The wind comes, and the Lord is not in it. The earthquake comes, and the Lord is not in it. The fire comes, and the Lord is not in it. Then, there is nothing left but the still, small voice – the sound of sheer silence, that is God. At which point finally Elijah comes out – makes the journey out of his cave – out of himself, to be in the presence of God.
All the big, noisy, fearsome things Elijah encounters while he’s in the cave are not of God, but are of his own making. They are the products of his own fears and anxieties. They are the projection upon the world of his own demons and ego. They are the echo of his own personality and of his own imperfect and broken humanity, repeated over and over and magnified in the cave he inhabits. They are signs of what he would do if he were God.

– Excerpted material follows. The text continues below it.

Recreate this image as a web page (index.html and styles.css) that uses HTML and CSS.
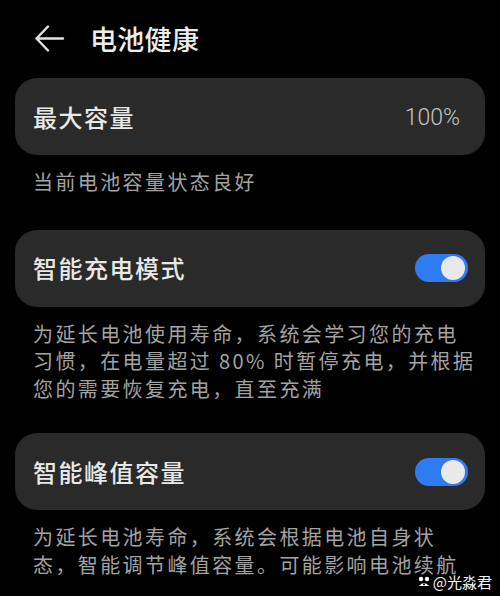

And is only when all this is done – only after the sound of his own little cave and the fury of his imperfect self are spent,
- that the sound of sheer silence can be heard
- that the stillness of God is able to draw Elijah out from himself
- that Elijah is able to be truly in the presence of the holy One
- and that God, who holds all things together for good, is then able to send Elijah back into the world to do one last good thing, more good and more lasting than he’s yet been able to do.
We know the first journey – I know we do, the journey away from the ways of the world, to gather at the mountain of God.
I wonder, though, sometimes – how we undergo the second journey out of the caves and little niches we all inhabit.
How do we come out from the cave of our selves?